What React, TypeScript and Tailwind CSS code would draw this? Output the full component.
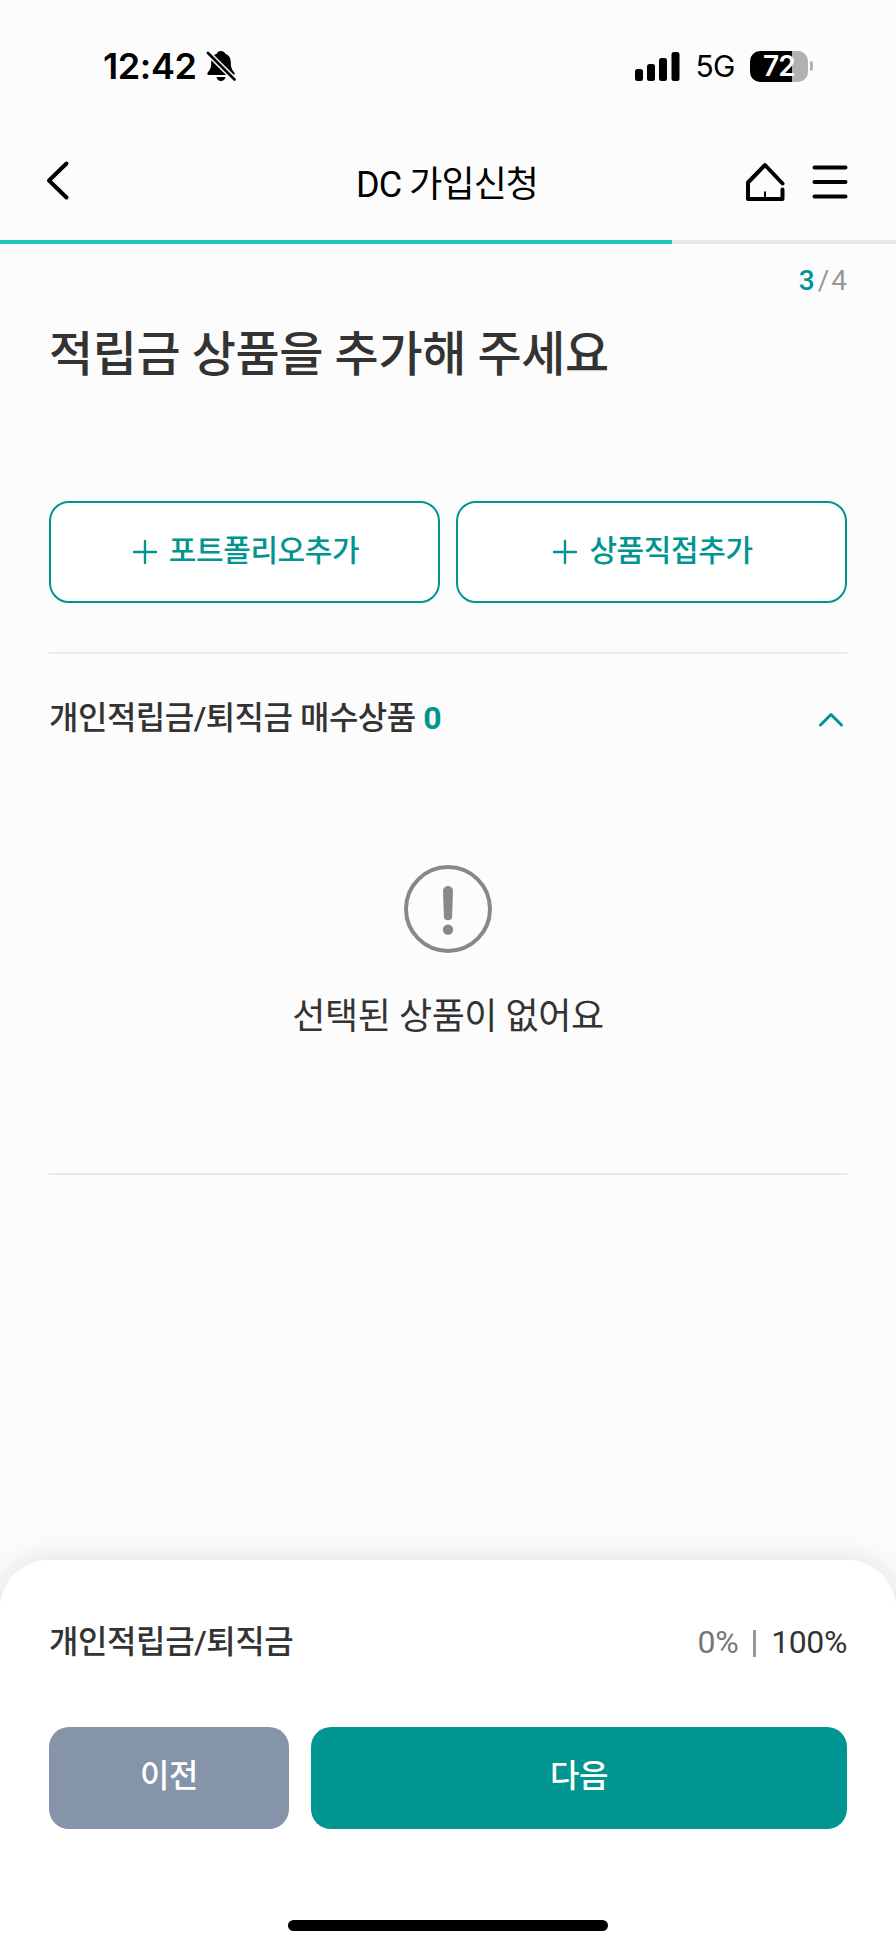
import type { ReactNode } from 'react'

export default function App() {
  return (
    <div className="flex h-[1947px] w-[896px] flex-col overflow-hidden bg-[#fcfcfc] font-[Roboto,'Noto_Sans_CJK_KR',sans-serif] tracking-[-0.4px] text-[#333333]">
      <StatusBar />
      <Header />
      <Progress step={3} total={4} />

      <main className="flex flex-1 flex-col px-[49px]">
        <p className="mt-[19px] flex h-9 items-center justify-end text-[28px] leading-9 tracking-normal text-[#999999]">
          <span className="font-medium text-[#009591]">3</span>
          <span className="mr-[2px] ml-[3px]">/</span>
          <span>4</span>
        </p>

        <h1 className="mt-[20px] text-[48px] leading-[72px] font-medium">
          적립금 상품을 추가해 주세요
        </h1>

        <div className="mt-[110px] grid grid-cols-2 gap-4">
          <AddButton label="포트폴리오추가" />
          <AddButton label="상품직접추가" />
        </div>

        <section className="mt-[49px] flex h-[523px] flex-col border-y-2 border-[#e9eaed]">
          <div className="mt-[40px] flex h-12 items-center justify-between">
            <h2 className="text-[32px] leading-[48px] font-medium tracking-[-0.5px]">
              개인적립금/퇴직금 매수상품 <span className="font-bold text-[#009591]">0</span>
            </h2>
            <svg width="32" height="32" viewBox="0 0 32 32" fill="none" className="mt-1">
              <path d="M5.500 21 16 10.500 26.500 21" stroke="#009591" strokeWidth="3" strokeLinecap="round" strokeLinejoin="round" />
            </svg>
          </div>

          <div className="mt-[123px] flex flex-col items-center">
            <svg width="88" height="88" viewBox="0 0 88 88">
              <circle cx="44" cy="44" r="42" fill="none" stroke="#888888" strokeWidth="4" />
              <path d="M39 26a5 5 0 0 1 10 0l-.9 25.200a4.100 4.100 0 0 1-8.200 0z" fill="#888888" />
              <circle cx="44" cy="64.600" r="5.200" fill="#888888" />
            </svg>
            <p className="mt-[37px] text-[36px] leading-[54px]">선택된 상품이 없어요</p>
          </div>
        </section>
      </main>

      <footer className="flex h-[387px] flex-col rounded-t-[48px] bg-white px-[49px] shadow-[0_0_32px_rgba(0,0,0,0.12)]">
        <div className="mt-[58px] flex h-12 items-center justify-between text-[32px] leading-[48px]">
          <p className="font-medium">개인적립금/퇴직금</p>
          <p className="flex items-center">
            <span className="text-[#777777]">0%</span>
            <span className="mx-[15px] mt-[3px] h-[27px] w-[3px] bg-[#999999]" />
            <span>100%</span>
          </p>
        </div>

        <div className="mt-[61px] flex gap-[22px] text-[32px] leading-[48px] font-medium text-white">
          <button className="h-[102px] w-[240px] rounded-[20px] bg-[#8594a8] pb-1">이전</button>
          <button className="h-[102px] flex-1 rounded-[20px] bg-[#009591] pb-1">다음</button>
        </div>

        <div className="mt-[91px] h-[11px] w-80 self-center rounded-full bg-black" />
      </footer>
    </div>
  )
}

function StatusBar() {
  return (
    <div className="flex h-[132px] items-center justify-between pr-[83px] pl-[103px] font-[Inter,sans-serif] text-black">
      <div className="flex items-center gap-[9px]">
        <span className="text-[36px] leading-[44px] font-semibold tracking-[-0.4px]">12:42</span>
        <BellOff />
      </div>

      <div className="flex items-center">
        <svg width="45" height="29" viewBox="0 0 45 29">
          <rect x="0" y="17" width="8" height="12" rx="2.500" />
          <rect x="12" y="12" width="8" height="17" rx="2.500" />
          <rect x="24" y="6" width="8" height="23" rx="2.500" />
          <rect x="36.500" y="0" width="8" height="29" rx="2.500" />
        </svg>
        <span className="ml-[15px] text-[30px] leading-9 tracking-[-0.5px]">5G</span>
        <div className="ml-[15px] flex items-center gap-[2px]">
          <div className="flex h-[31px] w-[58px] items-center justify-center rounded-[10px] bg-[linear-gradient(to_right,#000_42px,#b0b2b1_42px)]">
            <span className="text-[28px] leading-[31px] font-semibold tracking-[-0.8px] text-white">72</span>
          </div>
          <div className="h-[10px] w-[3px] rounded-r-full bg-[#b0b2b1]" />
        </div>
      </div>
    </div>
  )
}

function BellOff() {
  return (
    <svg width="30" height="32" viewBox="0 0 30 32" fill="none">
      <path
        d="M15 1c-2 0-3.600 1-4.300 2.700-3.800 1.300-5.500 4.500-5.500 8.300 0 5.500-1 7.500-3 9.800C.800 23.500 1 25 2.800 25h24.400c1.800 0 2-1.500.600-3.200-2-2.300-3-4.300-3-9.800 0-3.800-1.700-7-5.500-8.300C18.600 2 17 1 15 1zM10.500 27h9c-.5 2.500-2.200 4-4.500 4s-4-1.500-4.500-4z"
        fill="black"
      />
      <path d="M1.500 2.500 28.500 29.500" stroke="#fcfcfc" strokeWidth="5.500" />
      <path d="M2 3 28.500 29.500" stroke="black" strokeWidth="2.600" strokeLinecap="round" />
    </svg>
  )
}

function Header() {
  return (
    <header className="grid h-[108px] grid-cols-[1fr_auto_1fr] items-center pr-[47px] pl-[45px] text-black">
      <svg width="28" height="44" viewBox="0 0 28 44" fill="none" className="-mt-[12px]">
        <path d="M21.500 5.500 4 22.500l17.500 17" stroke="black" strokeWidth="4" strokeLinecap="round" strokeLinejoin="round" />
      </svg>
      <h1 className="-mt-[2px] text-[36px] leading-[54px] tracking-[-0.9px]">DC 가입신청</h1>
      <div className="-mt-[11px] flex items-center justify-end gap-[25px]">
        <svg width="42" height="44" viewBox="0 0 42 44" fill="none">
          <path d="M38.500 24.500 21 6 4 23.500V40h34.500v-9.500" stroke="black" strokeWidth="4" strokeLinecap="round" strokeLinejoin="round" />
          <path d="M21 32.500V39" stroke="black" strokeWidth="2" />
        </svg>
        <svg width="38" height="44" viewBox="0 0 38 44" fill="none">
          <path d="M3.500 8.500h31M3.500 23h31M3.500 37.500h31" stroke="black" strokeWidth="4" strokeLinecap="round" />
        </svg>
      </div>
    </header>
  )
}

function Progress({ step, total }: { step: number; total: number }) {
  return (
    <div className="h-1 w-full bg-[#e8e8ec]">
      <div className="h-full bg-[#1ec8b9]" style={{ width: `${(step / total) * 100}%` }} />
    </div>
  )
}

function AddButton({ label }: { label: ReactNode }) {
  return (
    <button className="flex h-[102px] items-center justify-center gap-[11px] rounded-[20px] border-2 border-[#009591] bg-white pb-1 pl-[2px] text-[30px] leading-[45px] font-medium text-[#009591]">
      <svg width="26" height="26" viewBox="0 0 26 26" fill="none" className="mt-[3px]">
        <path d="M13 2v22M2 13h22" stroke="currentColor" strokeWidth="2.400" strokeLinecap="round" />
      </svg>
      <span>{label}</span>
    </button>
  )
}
____________
(Exercise requirements): Identify lines with the string "full". Copy each one.

(The response):
What React, TypeScript and Tailwind CSS code would draw this? Output the full component.
        <div className="mt-[91px] h-[11px] w-80 self-center rounded-full bg-black" />
          <div className="h-[10px] w-[3px] rounded-r-full bg-[#b0b2b1]" />
    <div className="h-1 w-full bg-[#e8e8ec]">
      <div className="h-full bg-[#1ec8b9]" style={{ width: `${(step / total) * 100}%` }} />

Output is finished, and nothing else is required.